**TASK DIRECTIONS:**
Copy every line of the data exactly, leaving nothing out.

::::::::

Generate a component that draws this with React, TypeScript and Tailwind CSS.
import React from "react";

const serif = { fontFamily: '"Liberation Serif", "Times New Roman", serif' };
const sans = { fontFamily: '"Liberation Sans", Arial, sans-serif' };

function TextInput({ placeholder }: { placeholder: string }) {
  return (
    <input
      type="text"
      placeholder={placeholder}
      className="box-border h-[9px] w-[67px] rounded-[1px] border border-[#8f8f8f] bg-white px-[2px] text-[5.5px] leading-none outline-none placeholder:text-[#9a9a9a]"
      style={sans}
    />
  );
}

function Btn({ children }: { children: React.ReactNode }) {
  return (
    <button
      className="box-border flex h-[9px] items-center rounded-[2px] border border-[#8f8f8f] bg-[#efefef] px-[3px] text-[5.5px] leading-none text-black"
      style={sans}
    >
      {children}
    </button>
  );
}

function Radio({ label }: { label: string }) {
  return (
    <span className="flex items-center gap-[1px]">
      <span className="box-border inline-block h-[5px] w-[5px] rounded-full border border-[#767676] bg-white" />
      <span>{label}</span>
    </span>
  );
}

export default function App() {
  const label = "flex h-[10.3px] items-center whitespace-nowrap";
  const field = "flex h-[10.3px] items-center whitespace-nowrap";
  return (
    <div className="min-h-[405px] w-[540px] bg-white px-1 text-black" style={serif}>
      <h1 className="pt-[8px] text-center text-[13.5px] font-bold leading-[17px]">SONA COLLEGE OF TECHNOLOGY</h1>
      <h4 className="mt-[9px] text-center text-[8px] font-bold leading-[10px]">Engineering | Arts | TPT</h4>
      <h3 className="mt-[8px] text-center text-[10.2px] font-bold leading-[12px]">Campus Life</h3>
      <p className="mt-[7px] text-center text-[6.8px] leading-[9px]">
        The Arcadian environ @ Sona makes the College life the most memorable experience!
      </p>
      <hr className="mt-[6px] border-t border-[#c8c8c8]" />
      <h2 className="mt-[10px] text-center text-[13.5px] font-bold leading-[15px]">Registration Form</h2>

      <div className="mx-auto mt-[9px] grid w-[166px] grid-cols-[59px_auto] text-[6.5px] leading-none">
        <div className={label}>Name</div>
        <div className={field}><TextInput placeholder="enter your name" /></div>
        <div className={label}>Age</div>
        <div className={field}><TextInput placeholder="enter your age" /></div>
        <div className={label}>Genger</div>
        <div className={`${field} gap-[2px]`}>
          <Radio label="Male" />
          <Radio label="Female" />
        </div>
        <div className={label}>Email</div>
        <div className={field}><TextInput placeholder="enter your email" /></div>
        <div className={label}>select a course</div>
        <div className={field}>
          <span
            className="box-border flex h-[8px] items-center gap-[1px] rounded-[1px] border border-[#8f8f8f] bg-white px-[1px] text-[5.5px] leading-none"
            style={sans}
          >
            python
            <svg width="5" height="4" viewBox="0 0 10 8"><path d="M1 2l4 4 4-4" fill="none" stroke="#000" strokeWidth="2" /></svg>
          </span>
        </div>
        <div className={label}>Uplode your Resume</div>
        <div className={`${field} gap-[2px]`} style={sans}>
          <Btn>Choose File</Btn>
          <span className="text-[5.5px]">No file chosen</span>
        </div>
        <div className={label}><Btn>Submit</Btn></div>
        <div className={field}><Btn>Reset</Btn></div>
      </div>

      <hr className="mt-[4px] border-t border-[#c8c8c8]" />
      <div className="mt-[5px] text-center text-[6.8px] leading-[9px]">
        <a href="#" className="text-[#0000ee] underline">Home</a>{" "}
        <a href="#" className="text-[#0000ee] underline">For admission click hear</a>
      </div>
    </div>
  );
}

::::::::

**EXERCISE ANSWER:**
Generate a component that draws this with React, TypeScript and Tailwind CSS.
import React from "react";

const serif = { fontFamily: '"Liberation Serif", "Times New Roman", serif' };
const sans = { fontFamily: '"Liberation Sans", Arial, sans-serif' };

function TextInput({ placeholder }: { placeholder: string }) {
  return (
    <input
      type="text"
      placeholder={placeholder}
      className="box-border h-[9px] w-[67px] rounded-[1px] border border-[#8f8f8f] bg-white px-[2px] text-[5.5px] leading-none outline-none placeholder:text-[#9a9a9a]"
      style={sans}
    />
  );
}

function Btn({ children }: { children: React.ReactNode }) {
  return (
    <button
      className="box-border flex h-[9px] items-center rounded-[2px] border border-[#8f8f8f] bg-[#efefef] px-[3px] text-[5.5px] leading-none text-black"
      style={sans}
    >
      {children}
    </button>
  );
}

function Radio({ label }: { label: string }) {
  return (
    <span className="flex items-center gap-[1px]">
      <span className="box-border inline-block h-[5px] w-[5px] rounded-full border border-[#767676] bg-white" />
      <span>{label}</span>
    </span>
  );
}

export default function App() {
  const label = "flex h-[10.3px] items-center whitespace-nowrap";
  const field = "flex h-[10.3px] items-center whitespace-nowrap";
  return (
    <div className="min-h-[405px] w-[540px] bg-white px-1 text-black" style={serif}>
      <h1 className="pt-[8px] text-center text-[13.5px] font-bold leading-[17px]">SONA COLLEGE OF TECHNOLOGY</h1>
      <h4 className="mt-[9px] text-center text-[8px] font-bold leading-[10px]">Engineering | Arts | TPT</h4>
      <h3 className="mt-[8px] text-center text-[10.2px] font-bold leading-[12px]">Campus Life</h3>
      <p className="mt-[7px] text-center text-[6.8px] leading-[9px]">
        The Arcadian environ @ Sona makes the College life the most memorable experience!
      </p>
      <hr className="mt-[6px] border-t border-[#c8c8c8]" />
      <h2 className="mt-[10px] text-center text-[13.5px] font-bold leading-[15px]">Registration Form</h2>

      <div className="mx-auto mt-[9px] grid w-[166px] grid-cols-[59px_auto] text-[6.5px] leading-none">
        <div className={label}>Name</div>
        <div className={field}><TextInput placeholder="enter your name" /></div>
        <div className={label}>Age</div>
        <div className={field}><TextInput placeholder="enter your age" /></div>
        <div className={label}>Genger</div>
        <div className={`${field} gap-[2px]`}>
          <Radio label="Male" />
          <Radio label="Female" />
        </div>
        <div className={label}>Email</div>
        <div className={field}><TextInput placeholder="enter your email" /></div>
        <div className={label}>select a course</div>
        <div className={field}>
          <span
            className="box-border flex h-[8px] items-center gap-[1px] rounded-[1px] border border-[#8f8f8f] bg-white px-[1px] text-[5.5px] leading-none"
            style={sans}
          >
            python
            <svg width="5" height="4" viewBox="0 0 10 8"><path d="M1 2l4 4 4-4" fill="none" stroke="#000" strokeWidth="2" /></svg>
          </span>
        </div>
        <div className={label}>Uplode your Resume</div>
        <div className={`${field} gap-[2px]`} style={sans}>
          <Btn>Choose File</Btn>
          <span className="text-[5.5px]">No file chosen</span>
        </div>
        <div className={label}><Btn>Submit</Btn></div>
        <div className={field}><Btn>Reset</Btn></div>
      </div>

      <hr className="mt-[4px] border-t border-[#c8c8c8]" />
      <div className="mt-[5px] text-center text-[6.8px] leading-[9px]">
        <a href="#" className="text-[#0000ee] underline">Home</a>{" "}
        <a href="#" className="text-[#0000ee] underline">For admission click hear</a>
      </div>
    </div>
  );
}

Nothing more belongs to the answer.